I'm really enjoying Tonia George's Tea Cookbook:  Sweet and Savory Recipes for Tea Lovers (Ryland Peters & Small, 2008).  Beyond tea-time treats of Earl Grey Biscotti and Chocolate Oolong Tea Loaf, there are main course recipes like Green Tea, Tofu, Noodle and Cress Soup, Mint Tea Couscous, and a Tea-Smoked Sea Trout that uses the rich flavor of Lapsang Souchong, which is indeed a smoky leaf.  There are quite a few other innovative recipe ideas as well, though it is a slim volume of just about 65 pages.  But surely well worth the current price of $5.18 on Amazon, especially because it has what so many of us who love cookbooks crave, i.e., beautifully-styled photos, these in particular by Martin Brigdale.  Another great thing about the book (besides the Chamomile Hot Toddy and Blackberry Tea Vodka) is that it puts you in the mindset of cooking with tea and using it in unique culinary ways, which truly does open up a whole new tea-flavored world.  There are lengthier tea cookbooks to aspire to, like Cynthia Gold and Lise Stern's Culinary Tea: More Than 150 Recipes Steeped in Tradition from Around the World, or Robert Wemischner's Cooking with Tea, but as just a simple intro this is a good bet -- and my copy is already being coveted by friends and family, tea-drinking or not.

Monday, August 6, 2012

tea with gatsby

F. Scott Fitzgerald's The Great Gatsby is a classic of course, and soon to be a movie again, but it's also a wonderful summertime read.  It takes place in the summer; it has gorgeous summer imagery along with irony and occasional humor; and it has a tea scene that's pivotal to the plot.  When Daisy and Gatsby reunite after so many years, it's at Nick's not so lavish little rented house in the shadow of Gatsby's mansion.  And it's for the pretense of tea, and since the tea is at Nick's it probably wasn't much more than orange pekoe with lemon slices and sugar cubes.  Not champagne, not bootleg gin, just tea.  Then "[a]mid the welcome confusion of cups and cakes a certain physical decency established itself", and fates really start to intertwine.  You might want to try the iced version of the classic pekoe tea and lemon while reading or rereading The Great Gatsby, like maybe the old standards of Lipton or Red Rose, brands that had and have been around since the late 19th century.  But just remember, you can drink the old school brew but you can't repeat the past, old sport, no matter how you try.

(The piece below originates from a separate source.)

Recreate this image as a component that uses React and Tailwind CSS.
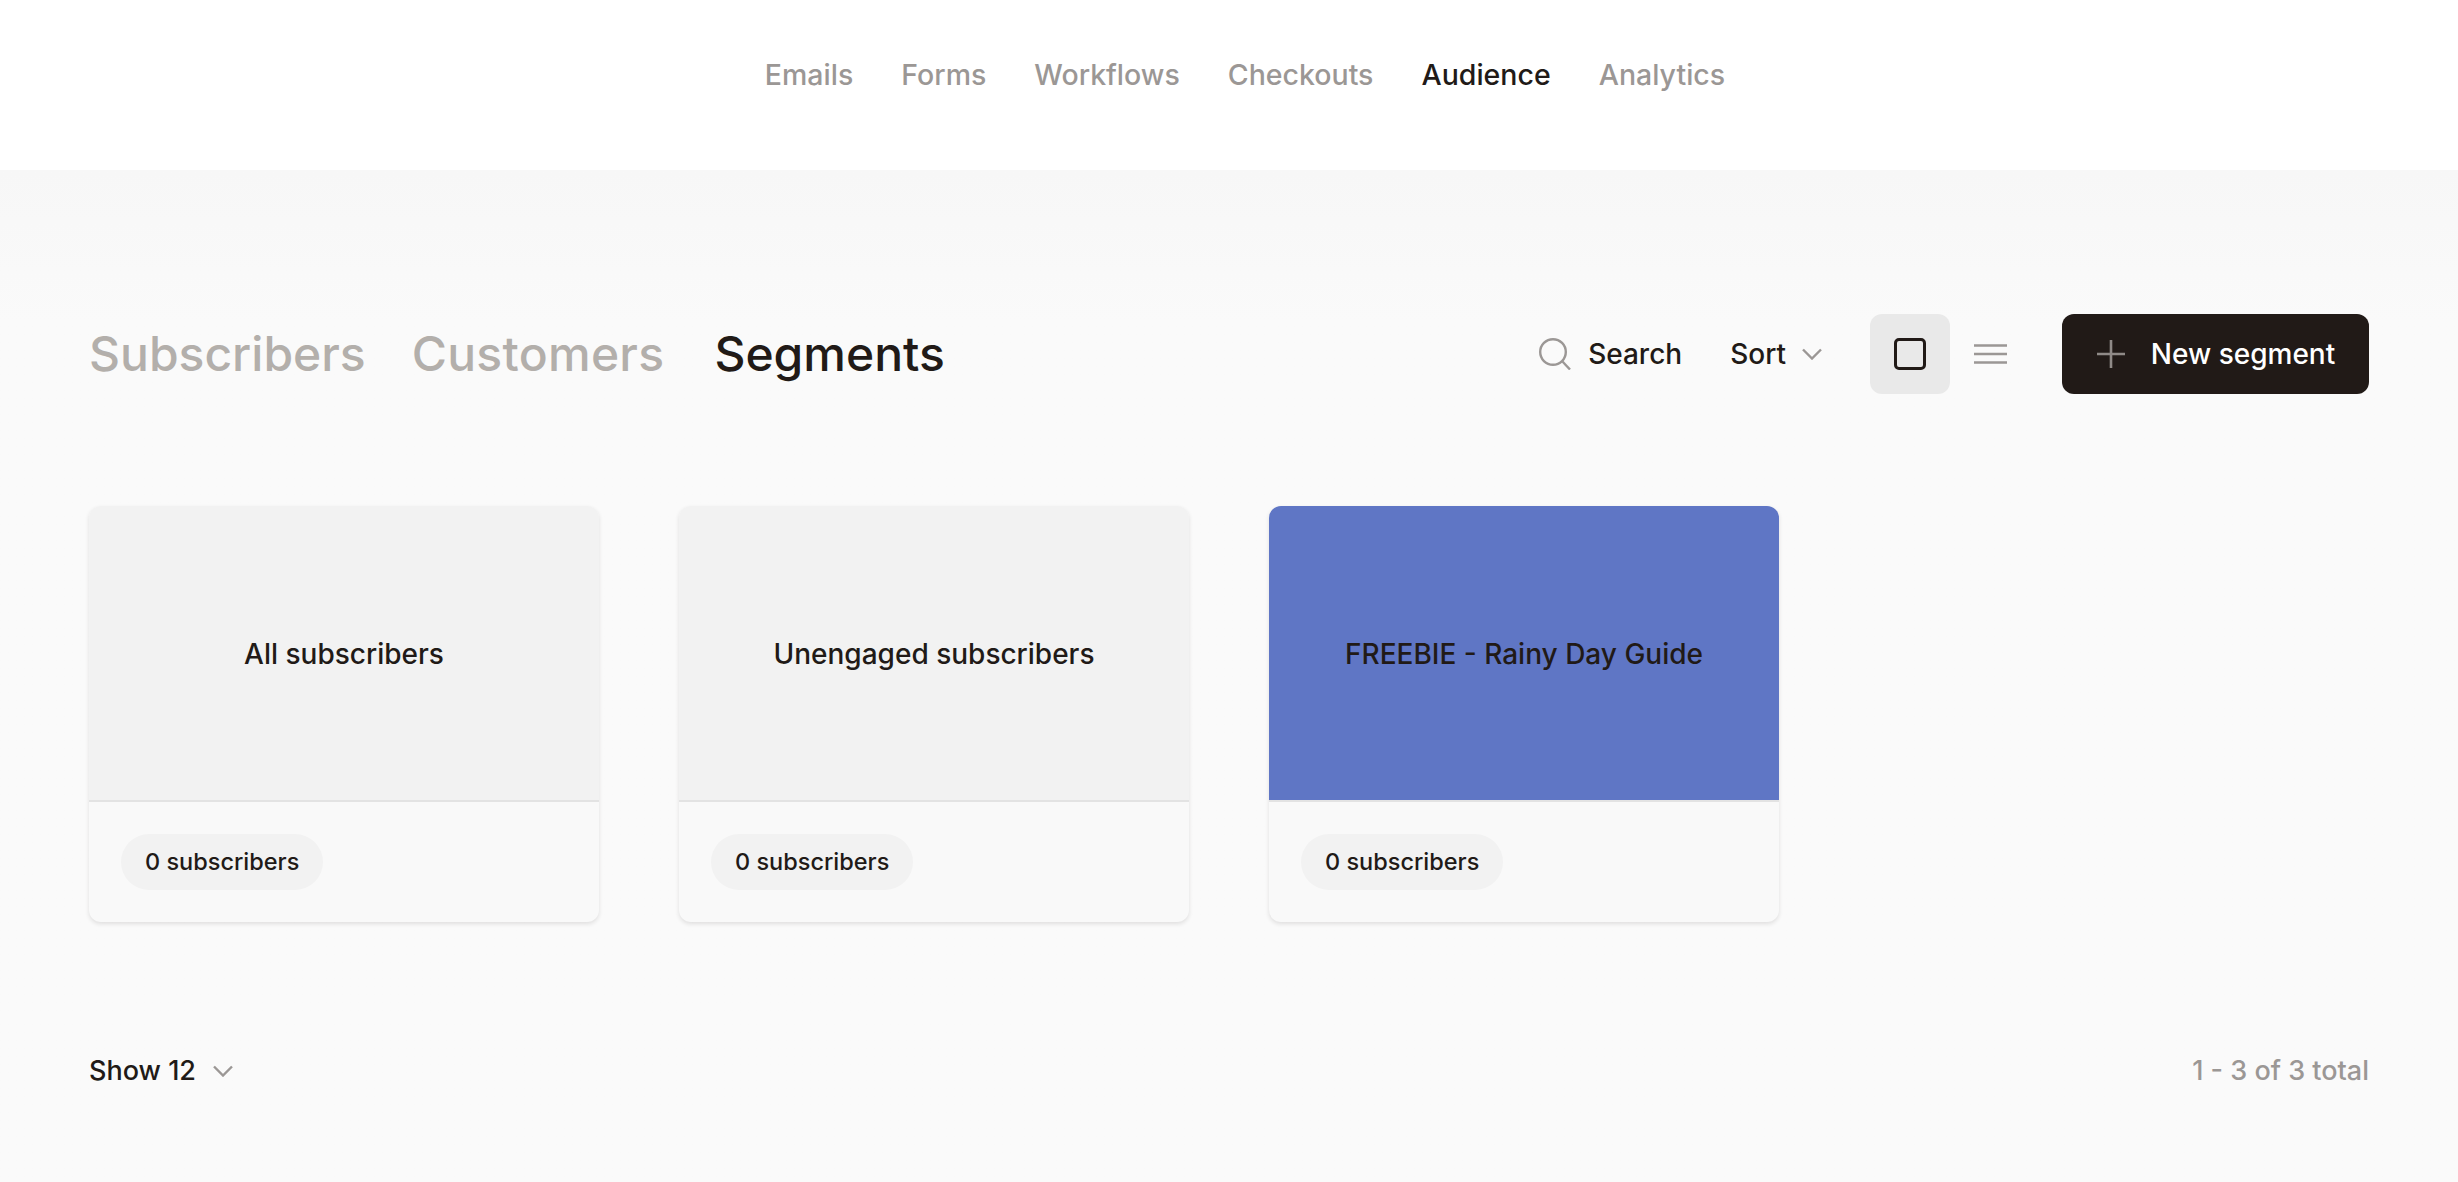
const NAV = ["Emails", "Forms", "Workflows", "Checkouts", "Audience", "Analytics"];

const SEGMENTS = [
  { name: "All subscribers", count: "0 subscribers", head: "bg-[#f2f2f2]" },
  { name: "Unengaged subscribers", count: "0 subscribers", head: "bg-[#f2f2f2]" },
  { name: "FREEBIE - Rainy Day Guide", count: "0 subscribers", head: "bg-[#5f76c5]" },
];

function Chevron({ className }) {
  return (
    <svg viewBox="0 0 20 12" fill="none" className={className}>
      <path d="M1 1.5l9 9 9-9" stroke="#9b9795" strokeWidth="2.4" />
    </svg>
  );
}

function SegmentCard({ segment }) {
  return (
    <div className="h-[416px] flex flex-col rounded-xl bg-[#f9f9f9] overflow-hidden shadow-[0_2px_4px_rgba(33,26,23,0.12)]">
      <div className={`h-[296px] flex items-center justify-center pt-0.5 border-b-2 border-[#e3e3e3] text-[28px] font-medium text-[#211a17] ${segment.head}`}>
        {segment.name}
      </div>
      <div className="flex-1 flex items-center px-8">
        <span className="h-14 px-6 flex items-center rounded-full bg-[#f2f2f2] text-[23.5px] font-medium text-[#211a17]">
          {segment.count}
        </span>
      </div>
    </div>
  );
}

export default function App() {
  return (
    <div className="min-h-screen flex flex-col bg-[#fafafa] font-['Inter',sans-serif] text-[#211a17]">
      <header className="h-[170px] bg-white flex justify-center pt-[55px] pl-8">
        <nav className="flex gap-[48px] h-10 items-center text-[28.5px] font-medium">
          {NAV.map((item) => (
            <a key={item} href="#" className={item === "Audience" ? "text-[#211a17]" : "text-[#9b9795]"}>
              {item}
            </a>
          ))}
        </nav>
      </header>

      <main className="flex-1 px-[89px] pt-[144px] bg-linear-to-b from-[#f7f7f7] to-[#fafafa] to-[15%]">
        <div className="flex items-center justify-between h-20">
          <div className="flex text-[48px] font-medium">
            <span className="text-[#b3afab]">Subscribers</span>
            <span className="ml-[46px] tracking-[0.3px] text-[#b3afab]">Customers</span>
            <span className="ml-[50px]">Segments</span>
          </div>
          <div className="flex items-center text-[28px] font-medium">
            <svg viewBox="0 0 32 32" fill="none" className="w-8 h-8">
              <circle cx="14" cy="14" r="12.8" stroke="#9b9795" strokeWidth="2.4" />
              <path d="M23 23l8 8.5" stroke="#9b9795" strokeWidth="2.4" />
            </svg>
            <span className="ml-[17px]">Search</span>
            <span className="ml-[48px]">Sort</span>
            <Chevron className="ml-4 w-5 h-3" />
            <div className="ml-[48px] w-20 h-20 flex items-center justify-center rounded-xl bg-[#e9e9e9]">
              <div className="w-8 h-8 rounded-[5px] border-[3px] border-[#211a17]" />
            </div>
            <svg viewBox="0 0 33 20" fill="none" className="ml-6 w-[33px] h-5">
              <path d="M0 1.5h33M0 10h33M0 18.5h33" stroke="#9b9795" strokeWidth="2.6" />
            </svg>
            <button className="ml-[55px] h-20 w-[307px] flex items-center justify-center gap-[25px] rounded-xl bg-[#211a17] text-[28px] font-medium text-white">
              <svg viewBox="0 0 30 30" fill="none" className="w-[30px] h-[30px]">
                <path d="M15 1v28M1 15h28" stroke="#8f8a87" strokeWidth="2.6" />
              </svg>
              New segment
            </button>
          </div>
        </div>

        <div className="grid grid-cols-4 gap-[80px] mt-[112px]">
          {SEGMENTS.map((segment) => (
            <SegmentCard key={segment.name} segment={segment} />
          ))}
        </div>

        <div className="flex items-center justify-between mt-[129px] text-[27px] font-medium">
          <div className="flex items-center gap-[17px]">
            <span>Show 12</span>
            <Chevron className="w-5 h-3" />
          </div>
          <span className="text-[#9b9795]">1 - 3 of 3 total</span>
        </div>
      </main>
    </div>
  );
}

Pictured:  Deco Tea by Michael L Kungl -- click here to buy a copy of your own at art.com!

Sunday, July 22, 2012

three's a cocktail

Got lemons, limes and oranges?  Gin and raspberries?  Extra basil from your garden or windowsill?  Then whip up this Three Citrus Basil Cocktail from Vegetarian Times (click here for recipe) -- it's both healthy and deliciously intoxicating, especially on a summer's day.

(Pictured:  Lemons and Mandarines -- Louis Valtat, 1902)(image from the-athenaeum.org)

Sunday, July 8, 2012

tea time and tee time

Winnie the Pooh author A.A. Milne said it best when he noted how one of the fun things about being disorganized is always making exciting discoveries in your own cluttered little world.  Like while cleaning out stacks of old magazines, I found an issue of the lovely TeaTime  from two years ago, featuring its enticing Golfer's Tea.  It's a black and green tea blend with lemon (click for the recipe), sort of in the realm of the Arnold Palmer iced tea/lemonade classic but I'd guess the jasmine green and mint give it a nice twist.  TeaTime's Fruit Shots sound like a delicious and healthy pair-up with a chilled glass of Golfer's Tea, whether you're out there on the links or whether you're like me and have no idea where the nearest course is....

Wednesday, June 27, 2012

how coffee revolutionized the world

Coffee:  thought-provoking, enjoyed by goats, and it helps keep gout away!


Coffee Revolutionized the World

Sunday, June 10, 2012

brave brew

One of The Republic of Tea's latest offerings celebrates Brave, Disney/Pixar's upcoming animated venture about a 10th century Scottish lass named Merida caught up in her own quest for identity.  Brave Orange Caramel Red is a roobois paired with the promised citrus and caramel flavors, the orange and roobois combo perhaps complementing Merida's mane of fiery hair.  Click here for The Republic of Tea's Brave link, and to watch a wee bit of the movie....

Monday, June 4, 2012

a twist on lemonade

June is National Iced Tea Month (as opposed to January, which is National Hot Tea Month), and then there's always the warm weather classic:  a tall cool glass of lemonade.  Next time you make a pitcher of lemonade, however, think about substituting one cup of well-steeped, chilled Tazo Cucumber White for a cup of water.  It tones down the lemonade's sweetness with a nice herbal cucumber note, as does adding a garnish of fresh basil or rosemary, or even a slice of cucumber along with a wedge of fresh lemon.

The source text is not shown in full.